* [DATASET SECTION]
○ ○ ○ ○

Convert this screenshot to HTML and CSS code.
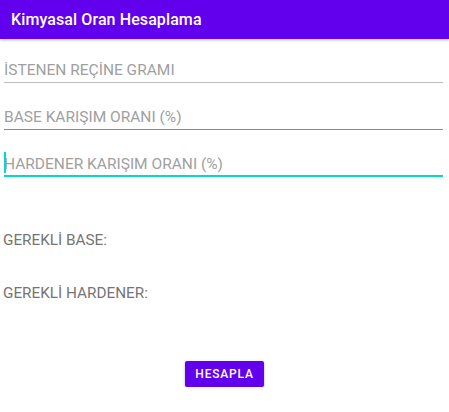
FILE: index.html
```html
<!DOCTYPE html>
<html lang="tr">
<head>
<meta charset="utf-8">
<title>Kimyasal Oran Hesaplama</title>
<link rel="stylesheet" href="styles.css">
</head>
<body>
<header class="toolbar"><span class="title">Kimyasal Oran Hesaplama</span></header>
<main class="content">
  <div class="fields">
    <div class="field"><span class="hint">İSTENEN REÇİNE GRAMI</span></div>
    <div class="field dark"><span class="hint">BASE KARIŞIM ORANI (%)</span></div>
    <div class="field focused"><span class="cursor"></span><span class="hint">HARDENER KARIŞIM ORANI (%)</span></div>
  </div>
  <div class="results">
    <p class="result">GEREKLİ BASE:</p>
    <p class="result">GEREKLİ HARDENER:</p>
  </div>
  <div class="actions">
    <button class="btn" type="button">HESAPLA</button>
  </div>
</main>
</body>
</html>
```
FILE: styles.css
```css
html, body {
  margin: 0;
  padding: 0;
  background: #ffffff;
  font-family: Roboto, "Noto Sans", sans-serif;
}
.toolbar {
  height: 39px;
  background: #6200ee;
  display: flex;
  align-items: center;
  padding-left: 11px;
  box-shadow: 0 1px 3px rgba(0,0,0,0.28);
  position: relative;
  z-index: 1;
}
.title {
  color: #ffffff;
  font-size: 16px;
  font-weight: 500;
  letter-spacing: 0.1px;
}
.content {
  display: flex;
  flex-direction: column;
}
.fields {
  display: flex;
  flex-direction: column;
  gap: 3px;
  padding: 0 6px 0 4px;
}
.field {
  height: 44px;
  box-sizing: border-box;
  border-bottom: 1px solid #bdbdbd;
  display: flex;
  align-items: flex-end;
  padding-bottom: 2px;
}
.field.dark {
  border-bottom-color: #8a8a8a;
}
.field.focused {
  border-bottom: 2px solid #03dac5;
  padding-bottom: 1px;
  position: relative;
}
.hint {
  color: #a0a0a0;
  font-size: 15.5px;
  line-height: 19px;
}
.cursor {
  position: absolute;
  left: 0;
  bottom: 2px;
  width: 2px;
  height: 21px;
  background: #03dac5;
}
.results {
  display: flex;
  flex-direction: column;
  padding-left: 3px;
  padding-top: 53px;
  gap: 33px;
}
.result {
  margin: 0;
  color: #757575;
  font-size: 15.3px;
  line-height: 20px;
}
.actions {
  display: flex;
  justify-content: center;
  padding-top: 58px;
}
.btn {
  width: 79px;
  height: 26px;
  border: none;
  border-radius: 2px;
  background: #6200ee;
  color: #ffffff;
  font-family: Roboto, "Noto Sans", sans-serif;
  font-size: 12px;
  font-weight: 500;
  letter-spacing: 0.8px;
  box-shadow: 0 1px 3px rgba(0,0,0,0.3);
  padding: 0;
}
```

○ ○ ○ ○

* [GIVEN TASK] Reproduce every line exactly and omit all pictures.

* [ANSWER IN FULL]
Convert this screenshot to HTML and CSS code.
FILE: index.html
```html
<!DOCTYPE html>
<html lang="tr">
<head>
<meta charset="utf-8">
<title>Kimyasal Oran Hesaplama</title>
<link rel="stylesheet" href="styles.css">
</head>
<body>
<header class="toolbar"><span class="title">Kimyasal Oran Hesaplama</span></header>
<main class="content">
  <div class="fields">
    <div class="field"><span class="hint">İSTENEN REÇİNE GRAMI</span></div>
    <div class="field dark"><span class="hint">BASE KARIŞIM ORANI (%)</span></div>
    <div class="field focused"><span class="cursor"></span><span class="hint">HARDENER KARIŞIM ORANI (%)</span></div>
  </div>
  <div class="results">
    <p class="result">GEREKLİ BASE:</p>
    <p class="result">GEREKLİ HARDENER:</p>
  </div>
  <div class="actions">
    <button class="btn" type="button">HESAPLA</button>
  </div>
</main>
</body>
</html>
```
FILE: styles.css
```css
html, body {
  margin: 0;
  padding: 0;
  background: #ffffff;
  font-family: Roboto, "Noto Sans", sans-serif;
}
.toolbar {
  height: 39px;
  background: #6200ee;
  display: flex;
  align-items: center;
  padding-left: 11px;
  box-shadow: 0 1px 3px rgba(0,0,0,0.28);
  position: relative;
  z-index: 1;
}
.title {
  color: #ffffff;
  font-size: 16px;
  font-weight: 500;
  letter-spacing: 0.1px;
}
.content {
  display: flex;
  flex-direction: column;
}
.fields {
  display: flex;
  flex-direction: column;
  gap: 3px;
  padding: 0 6px 0 4px;
}
.field {
  height: 44px;
  box-sizing: border-box;
  border-bottom: 1px solid #bdbdbd;
  display: flex;
  align-items: flex-end;
  padding-bottom: 2px;
}
.field.dark {
  border-bottom-color: #8a8a8a;
}
.field.focused {
  border-bottom: 2px solid #03dac5;
  padding-bottom: 1px;
  position: relative;
}
.hint {
  color: #a0a0a0;
  font-size: 15.5px;
  line-height: 19px;
}
.cursor {
  position: absolute;
  left: 0;
  bottom: 2px;
  width: 2px;
  height: 21px;
  background: #03dac5;
}
.results {
  display: flex;
  flex-direction: column;
  padding-left: 3px;
  padding-top: 53px;
  gap: 33px;
}
.result {
  margin: 0;
  color: #757575;
  font-size: 15.3px;
  line-height: 20px;
}
.actions {
  display: flex;
  justify-content: center;
  padding-top: 58px;
}
.btn {
  width: 79px;
  height: 26px;
  border: none;
  border-radius: 2px;
  background: #6200ee;
  color: #ffffff;
  font-family: Roboto, "Noto Sans", sans-serif;
  font-size: 12px;
  font-weight: 500;
  letter-spacing: 0.8px;
  box-shadow: 0 1px 3px rgba(0,0,0,0.3);
  padding: 0;
}
```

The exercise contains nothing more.